── SOURCE MATERIAL
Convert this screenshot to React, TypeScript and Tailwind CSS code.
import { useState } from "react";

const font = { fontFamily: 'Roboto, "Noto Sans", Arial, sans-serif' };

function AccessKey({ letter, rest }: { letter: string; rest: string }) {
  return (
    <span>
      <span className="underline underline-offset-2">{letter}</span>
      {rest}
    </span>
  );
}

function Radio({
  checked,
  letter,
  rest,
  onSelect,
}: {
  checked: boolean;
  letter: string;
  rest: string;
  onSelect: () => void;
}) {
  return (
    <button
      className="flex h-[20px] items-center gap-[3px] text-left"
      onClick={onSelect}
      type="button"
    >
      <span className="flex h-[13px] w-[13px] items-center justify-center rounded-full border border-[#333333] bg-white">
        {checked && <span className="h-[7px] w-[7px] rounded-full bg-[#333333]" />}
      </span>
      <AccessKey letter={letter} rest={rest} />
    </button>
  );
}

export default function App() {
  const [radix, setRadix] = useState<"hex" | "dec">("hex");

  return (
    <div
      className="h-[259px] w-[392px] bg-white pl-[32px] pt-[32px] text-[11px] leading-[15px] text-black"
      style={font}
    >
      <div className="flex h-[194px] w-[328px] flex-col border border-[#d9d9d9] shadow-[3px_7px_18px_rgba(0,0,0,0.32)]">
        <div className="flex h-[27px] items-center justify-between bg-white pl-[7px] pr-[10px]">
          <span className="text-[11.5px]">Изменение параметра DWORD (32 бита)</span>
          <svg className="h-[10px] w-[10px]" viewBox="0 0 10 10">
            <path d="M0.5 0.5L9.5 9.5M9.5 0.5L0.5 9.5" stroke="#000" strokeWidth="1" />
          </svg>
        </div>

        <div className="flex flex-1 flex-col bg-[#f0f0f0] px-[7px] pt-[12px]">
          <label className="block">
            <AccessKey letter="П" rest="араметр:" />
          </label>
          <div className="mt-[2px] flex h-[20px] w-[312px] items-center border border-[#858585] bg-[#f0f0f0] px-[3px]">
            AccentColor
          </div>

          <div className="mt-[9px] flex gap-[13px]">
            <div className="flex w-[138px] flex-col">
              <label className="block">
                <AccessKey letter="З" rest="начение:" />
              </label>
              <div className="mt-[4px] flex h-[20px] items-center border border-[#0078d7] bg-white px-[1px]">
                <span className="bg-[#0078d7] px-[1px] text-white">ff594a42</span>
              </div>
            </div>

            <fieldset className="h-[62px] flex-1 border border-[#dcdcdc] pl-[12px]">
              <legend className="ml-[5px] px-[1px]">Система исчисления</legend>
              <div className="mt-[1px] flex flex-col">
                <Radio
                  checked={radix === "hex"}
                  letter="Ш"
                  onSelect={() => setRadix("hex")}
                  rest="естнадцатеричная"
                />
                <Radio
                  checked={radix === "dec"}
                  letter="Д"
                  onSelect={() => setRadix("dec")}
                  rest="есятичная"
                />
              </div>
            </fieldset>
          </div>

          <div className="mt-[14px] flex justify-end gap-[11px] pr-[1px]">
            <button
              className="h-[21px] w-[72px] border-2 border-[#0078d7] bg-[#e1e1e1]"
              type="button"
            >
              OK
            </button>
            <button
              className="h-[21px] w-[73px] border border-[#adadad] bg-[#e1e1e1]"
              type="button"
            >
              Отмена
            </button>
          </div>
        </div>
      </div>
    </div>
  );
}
────
── SOURCE MATERIAL
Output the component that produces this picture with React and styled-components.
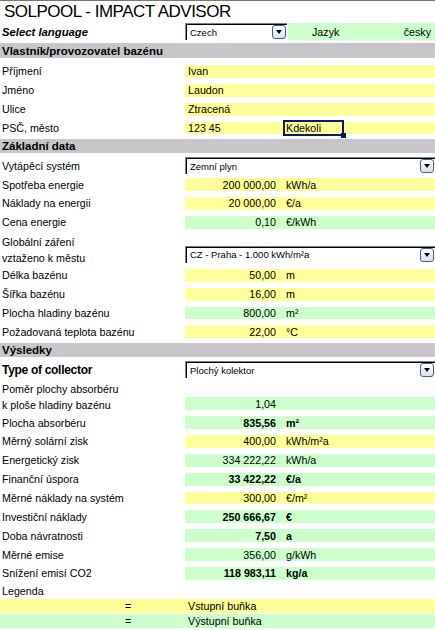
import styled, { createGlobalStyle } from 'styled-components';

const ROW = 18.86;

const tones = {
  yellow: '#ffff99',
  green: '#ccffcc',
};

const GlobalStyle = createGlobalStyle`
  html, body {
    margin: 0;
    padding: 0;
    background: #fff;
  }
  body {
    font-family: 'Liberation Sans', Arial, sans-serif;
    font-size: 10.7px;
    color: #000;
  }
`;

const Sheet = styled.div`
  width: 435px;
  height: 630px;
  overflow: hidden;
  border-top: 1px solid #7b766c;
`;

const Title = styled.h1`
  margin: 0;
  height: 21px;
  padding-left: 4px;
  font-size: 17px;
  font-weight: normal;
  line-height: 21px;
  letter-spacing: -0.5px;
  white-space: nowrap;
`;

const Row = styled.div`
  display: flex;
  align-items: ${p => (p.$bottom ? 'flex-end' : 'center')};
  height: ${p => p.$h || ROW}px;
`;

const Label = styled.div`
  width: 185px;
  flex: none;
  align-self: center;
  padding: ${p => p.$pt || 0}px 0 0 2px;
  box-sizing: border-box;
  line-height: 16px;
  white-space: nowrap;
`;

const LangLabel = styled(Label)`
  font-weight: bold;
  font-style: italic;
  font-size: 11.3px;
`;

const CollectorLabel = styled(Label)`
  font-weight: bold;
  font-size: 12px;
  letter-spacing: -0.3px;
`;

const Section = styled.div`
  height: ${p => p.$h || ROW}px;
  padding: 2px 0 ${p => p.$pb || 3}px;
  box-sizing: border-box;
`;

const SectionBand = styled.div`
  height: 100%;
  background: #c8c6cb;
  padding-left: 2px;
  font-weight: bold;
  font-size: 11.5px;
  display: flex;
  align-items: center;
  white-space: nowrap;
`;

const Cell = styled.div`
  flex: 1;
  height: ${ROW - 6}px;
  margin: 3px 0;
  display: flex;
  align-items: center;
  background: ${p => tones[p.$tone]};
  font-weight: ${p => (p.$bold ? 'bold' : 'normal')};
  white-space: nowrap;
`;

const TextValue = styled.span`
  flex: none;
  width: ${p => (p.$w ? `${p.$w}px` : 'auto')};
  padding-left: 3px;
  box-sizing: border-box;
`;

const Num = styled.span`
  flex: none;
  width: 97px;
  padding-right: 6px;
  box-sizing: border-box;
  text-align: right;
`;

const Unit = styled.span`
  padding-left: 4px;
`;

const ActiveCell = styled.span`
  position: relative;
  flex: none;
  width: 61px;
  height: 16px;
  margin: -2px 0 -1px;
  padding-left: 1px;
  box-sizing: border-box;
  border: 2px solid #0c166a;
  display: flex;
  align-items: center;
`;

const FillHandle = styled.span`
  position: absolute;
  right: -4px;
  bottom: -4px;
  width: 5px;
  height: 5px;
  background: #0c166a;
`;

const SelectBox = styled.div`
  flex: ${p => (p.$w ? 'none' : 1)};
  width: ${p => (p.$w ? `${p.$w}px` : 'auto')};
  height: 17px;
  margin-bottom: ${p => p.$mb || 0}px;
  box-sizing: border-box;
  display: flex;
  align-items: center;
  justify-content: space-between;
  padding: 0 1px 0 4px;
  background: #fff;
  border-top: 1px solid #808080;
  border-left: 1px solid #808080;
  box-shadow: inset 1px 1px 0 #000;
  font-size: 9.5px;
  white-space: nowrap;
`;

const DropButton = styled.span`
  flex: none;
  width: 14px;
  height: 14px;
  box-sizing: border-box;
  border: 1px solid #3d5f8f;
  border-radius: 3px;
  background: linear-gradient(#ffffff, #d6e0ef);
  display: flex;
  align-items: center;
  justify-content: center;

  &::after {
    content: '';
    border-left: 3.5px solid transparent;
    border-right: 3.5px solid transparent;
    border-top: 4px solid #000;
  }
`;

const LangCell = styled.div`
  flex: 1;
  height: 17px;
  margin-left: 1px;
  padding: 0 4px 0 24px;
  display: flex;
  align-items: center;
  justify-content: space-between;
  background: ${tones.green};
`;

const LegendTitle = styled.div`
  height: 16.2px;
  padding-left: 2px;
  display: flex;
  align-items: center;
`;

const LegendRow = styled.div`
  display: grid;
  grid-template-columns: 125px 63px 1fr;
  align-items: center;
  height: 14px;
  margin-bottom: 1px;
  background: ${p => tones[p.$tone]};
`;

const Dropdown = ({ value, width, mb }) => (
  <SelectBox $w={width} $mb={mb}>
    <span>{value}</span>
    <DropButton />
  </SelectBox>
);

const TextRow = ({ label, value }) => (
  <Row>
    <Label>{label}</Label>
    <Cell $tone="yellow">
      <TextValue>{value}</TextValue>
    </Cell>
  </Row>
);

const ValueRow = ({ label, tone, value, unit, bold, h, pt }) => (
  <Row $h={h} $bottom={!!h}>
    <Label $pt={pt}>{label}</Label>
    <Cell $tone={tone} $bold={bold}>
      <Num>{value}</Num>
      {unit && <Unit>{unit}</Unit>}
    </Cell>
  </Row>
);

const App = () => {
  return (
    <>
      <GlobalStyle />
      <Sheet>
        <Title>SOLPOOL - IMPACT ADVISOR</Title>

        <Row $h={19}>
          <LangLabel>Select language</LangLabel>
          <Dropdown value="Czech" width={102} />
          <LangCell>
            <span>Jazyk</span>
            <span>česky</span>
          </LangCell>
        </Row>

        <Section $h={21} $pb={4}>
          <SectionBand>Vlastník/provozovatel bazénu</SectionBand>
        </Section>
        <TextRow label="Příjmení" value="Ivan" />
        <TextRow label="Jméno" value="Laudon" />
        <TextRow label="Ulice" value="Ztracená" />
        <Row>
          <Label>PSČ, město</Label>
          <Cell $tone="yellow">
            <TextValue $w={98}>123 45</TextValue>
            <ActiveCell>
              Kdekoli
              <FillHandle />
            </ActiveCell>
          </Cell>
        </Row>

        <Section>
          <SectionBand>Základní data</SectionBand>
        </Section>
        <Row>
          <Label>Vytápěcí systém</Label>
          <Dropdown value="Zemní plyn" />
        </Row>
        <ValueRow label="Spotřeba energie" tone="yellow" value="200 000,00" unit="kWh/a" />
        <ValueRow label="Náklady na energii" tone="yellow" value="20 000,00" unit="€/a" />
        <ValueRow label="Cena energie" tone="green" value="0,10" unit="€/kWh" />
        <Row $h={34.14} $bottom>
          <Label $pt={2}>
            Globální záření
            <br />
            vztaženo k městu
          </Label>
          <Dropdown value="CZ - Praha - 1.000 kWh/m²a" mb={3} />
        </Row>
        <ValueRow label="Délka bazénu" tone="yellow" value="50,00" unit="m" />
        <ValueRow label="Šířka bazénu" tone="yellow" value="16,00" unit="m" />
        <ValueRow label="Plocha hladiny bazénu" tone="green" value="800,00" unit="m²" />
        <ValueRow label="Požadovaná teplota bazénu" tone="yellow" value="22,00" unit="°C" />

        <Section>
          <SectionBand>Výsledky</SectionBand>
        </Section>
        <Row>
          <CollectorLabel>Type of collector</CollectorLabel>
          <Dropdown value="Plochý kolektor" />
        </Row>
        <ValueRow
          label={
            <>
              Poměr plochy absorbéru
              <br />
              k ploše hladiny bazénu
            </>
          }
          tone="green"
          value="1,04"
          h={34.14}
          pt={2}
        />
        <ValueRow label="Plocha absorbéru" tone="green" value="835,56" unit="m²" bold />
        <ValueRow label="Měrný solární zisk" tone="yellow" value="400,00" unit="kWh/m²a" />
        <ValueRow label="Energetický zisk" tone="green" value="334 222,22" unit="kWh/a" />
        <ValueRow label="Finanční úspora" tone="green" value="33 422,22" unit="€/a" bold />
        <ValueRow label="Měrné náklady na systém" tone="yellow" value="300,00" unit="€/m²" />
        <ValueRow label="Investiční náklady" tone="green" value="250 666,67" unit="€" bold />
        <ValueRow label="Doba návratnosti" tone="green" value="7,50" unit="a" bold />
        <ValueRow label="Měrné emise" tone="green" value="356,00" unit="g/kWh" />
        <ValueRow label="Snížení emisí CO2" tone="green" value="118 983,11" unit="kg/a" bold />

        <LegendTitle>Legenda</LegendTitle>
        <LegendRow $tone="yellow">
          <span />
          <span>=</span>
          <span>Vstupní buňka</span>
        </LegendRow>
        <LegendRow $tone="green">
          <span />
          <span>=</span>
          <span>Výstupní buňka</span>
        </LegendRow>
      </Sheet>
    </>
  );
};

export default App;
────
WHAT YOU ARE ASKED TO DO: In the listing above, find the line containing "Convert this screenshot" and the line containing "const [radix, setRadix]", then quote both, plus every line between them, exactly as written.

RESPONSE:
Convert this screenshot to React, TypeScript and Tailwind CSS code.
import { useState } from "react";

const font = { fontFamily: 'Roboto, "Noto Sans", Arial, sans-serif' };

function AccessKey({ letter, rest }: { letter: string; rest: string }) {
  return (
    <span>
      <span className="underline underline-offset-2">{letter}</span>
      {rest}
    </span>
  );
}

function Radio({
  checked,
  letter,
  rest,
  onSelect,
}: {
  checked: boolean;
  letter: string;
  rest: string;
  onSelect: () => void;
}) {
  return (
    <button
      className="flex h-[20px] items-center gap-[3px] text-left"
      onClick={onSelect}
      type="button"
    >
      <span className="flex h-[13px] w-[13px] items-center justify-center rounded-full border border-[#333333] bg-white">
        {checked && <span className="h-[7px] w-[7px] rounded-full bg-[#333333]" />}
      </span>
      <AccessKey letter={letter} rest={rest} />
    </button>
  );
}

export default function App() {
  const [radix, setRadix] = useState<"hex" | "dec">("hex");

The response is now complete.